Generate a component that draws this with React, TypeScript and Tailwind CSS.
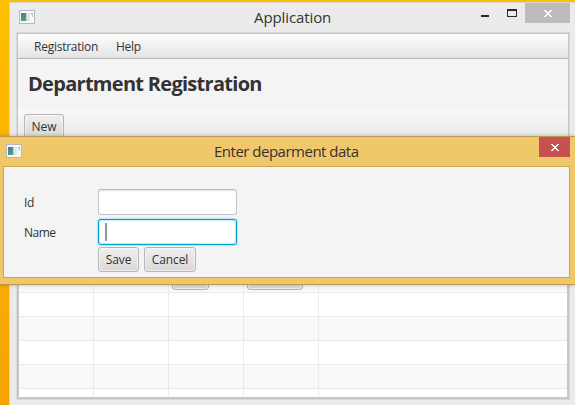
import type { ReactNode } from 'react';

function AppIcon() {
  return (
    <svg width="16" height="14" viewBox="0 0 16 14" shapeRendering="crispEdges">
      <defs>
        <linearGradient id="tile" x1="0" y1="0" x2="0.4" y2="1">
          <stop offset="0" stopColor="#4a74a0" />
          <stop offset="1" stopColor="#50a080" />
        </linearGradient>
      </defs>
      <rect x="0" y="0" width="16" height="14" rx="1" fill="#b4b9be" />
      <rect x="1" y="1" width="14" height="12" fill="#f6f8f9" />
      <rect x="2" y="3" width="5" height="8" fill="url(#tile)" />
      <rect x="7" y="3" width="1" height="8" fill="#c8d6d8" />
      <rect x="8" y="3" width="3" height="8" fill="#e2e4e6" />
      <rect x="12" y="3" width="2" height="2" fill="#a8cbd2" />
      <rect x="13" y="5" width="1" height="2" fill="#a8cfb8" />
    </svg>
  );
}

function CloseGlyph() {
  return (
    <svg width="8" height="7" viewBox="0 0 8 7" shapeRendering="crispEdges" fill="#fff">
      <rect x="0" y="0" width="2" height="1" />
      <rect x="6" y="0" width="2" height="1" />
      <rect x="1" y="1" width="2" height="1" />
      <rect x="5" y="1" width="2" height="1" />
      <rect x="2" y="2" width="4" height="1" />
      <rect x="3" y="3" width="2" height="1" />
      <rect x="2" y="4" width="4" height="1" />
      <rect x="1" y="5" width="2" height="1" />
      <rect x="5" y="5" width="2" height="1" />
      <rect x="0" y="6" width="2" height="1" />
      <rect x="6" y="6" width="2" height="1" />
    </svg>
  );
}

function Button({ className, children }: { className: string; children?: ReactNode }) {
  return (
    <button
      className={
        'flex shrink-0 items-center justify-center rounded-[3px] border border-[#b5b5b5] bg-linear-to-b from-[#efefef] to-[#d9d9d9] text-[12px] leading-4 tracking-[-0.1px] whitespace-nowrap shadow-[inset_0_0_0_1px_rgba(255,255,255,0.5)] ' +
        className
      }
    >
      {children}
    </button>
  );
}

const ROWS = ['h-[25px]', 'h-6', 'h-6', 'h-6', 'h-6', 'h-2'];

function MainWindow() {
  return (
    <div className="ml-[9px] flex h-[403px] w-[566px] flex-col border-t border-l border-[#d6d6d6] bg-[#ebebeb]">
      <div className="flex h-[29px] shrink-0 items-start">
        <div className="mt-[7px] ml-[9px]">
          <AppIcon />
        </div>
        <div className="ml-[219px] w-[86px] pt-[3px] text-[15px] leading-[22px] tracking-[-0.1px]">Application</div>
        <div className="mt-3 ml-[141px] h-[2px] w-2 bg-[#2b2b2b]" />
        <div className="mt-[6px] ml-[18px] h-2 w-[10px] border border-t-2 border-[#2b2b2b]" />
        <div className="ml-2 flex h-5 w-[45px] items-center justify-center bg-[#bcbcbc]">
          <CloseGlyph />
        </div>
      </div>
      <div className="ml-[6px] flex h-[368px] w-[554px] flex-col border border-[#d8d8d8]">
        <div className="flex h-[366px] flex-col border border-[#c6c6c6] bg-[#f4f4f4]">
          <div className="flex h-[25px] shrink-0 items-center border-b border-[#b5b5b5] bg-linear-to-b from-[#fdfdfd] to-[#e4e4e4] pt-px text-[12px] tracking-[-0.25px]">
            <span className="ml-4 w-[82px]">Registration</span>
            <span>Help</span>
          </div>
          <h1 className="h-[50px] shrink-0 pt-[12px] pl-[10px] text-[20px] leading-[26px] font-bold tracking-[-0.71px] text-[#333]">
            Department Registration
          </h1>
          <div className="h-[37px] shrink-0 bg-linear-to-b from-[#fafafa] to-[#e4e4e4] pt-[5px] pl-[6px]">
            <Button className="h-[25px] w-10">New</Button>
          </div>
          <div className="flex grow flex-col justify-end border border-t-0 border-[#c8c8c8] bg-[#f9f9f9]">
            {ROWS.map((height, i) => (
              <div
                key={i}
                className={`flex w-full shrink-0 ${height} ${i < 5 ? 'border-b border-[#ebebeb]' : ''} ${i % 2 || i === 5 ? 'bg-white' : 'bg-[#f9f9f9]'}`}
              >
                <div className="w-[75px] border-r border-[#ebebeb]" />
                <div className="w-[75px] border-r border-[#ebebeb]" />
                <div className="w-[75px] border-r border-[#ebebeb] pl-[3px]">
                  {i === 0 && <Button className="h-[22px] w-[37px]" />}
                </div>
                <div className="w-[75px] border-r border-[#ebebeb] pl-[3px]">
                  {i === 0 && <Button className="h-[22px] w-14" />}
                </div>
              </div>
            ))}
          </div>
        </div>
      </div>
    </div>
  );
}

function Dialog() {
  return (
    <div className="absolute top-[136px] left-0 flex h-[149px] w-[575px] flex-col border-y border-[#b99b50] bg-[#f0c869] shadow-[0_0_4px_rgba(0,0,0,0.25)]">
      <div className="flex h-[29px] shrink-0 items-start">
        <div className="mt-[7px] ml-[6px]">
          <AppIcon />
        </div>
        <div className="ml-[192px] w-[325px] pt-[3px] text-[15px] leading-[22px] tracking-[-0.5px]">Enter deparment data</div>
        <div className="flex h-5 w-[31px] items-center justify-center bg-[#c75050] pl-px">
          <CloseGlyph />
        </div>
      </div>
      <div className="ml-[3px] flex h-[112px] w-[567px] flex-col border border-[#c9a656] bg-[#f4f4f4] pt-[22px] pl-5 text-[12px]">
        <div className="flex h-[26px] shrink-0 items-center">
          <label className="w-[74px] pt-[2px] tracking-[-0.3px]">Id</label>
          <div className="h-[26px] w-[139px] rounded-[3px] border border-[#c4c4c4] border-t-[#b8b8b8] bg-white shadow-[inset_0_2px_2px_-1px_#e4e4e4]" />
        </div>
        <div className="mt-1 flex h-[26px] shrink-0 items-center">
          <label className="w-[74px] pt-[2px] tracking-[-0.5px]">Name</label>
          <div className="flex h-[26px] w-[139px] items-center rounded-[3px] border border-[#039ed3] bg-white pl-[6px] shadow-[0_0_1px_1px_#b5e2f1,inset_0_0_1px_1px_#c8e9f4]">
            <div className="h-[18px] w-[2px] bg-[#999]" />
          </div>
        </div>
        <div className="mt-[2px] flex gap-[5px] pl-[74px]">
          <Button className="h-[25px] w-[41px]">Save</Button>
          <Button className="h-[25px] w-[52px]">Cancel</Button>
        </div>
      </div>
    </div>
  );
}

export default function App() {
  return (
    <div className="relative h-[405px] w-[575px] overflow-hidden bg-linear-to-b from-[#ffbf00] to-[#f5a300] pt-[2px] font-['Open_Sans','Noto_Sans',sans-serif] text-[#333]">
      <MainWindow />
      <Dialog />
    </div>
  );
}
........
**Problem**
Repeat exactly and only the lines from the start of the data above through the line that holds "const ROWS = ['h-[25px]', 'h-6', 'h-6', 'h-6', 'h-6', 'h-2'];", inclusive. Pictures do not belong in the copy.

**Task result**
Generate a component that draws this with React, TypeScript and Tailwind CSS.
import type { ReactNode } from 'react';

function AppIcon() {
  return (
    <svg width="16" height="14" viewBox="0 0 16 14" shapeRendering="crispEdges">
      <defs>
        <linearGradient id="tile" x1="0" y1="0" x2="0.4" y2="1">
          <stop offset="0" stopColor="#4a74a0" />
          <stop offset="1" stopColor="#50a080" />
        </linearGradient>
      </defs>
      <rect x="0" y="0" width="16" height="14" rx="1" fill="#b4b9be" />
      <rect x="1" y="1" width="14" height="12" fill="#f6f8f9" />
      <rect x="2" y="3" width="5" height="8" fill="url(#tile)" />
      <rect x="7" y="3" width="1" height="8" fill="#c8d6d8" />
      <rect x="8" y="3" width="3" height="8" fill="#e2e4e6" />
      <rect x="12" y="3" width="2" height="2" fill="#a8cbd2" />
      <rect x="13" y="5" width="1" height="2" fill="#a8cfb8" />
    </svg>
  );
}

function CloseGlyph() {
  return (
    <svg width="8" height="7" viewBox="0 0 8 7" shapeRendering="crispEdges" fill="#fff">
      <rect x="0" y="0" width="2" height="1" />
      <rect x="6" y="0" width="2" height="1" />
      <rect x="1" y="1" width="2" height="1" />
      <rect x="5" y="1" width="2" height="1" />
      <rect x="2" y="2" width="4" height="1" />
      <rect x="3" y="3" width="2" height="1" />
      <rect x="2" y="4" width="4" height="1" />
      <rect x="1" y="5" width="2" height="1" />
      <rect x="5" y="5" width="2" height="1" />
      <rect x="0" y="6" width="2" height="1" />
      <rect x="6" y="6" width="2" height="1" />
    </svg>
  );
}

function Button({ className, children }: { className: string; children?: ReactNode }) {
  return (
    <button
      className={
        'flex shrink-0 items-center justify-center rounded-[3px] border border-[#b5b5b5] bg-linear-to-b from-[#efefef] to-[#d9d9d9] text-[12px] leading-4 tracking-[-0.1px] whitespace-nowrap shadow-[inset_0_0_0_1px_rgba(255,255,255,0.5)] ' +
        className
      }
    >
      {children}
    </button>
  );
}

const ROWS = ['h-[25px]', 'h-6', 'h-6', 'h-6', 'h-6', 'h-2'];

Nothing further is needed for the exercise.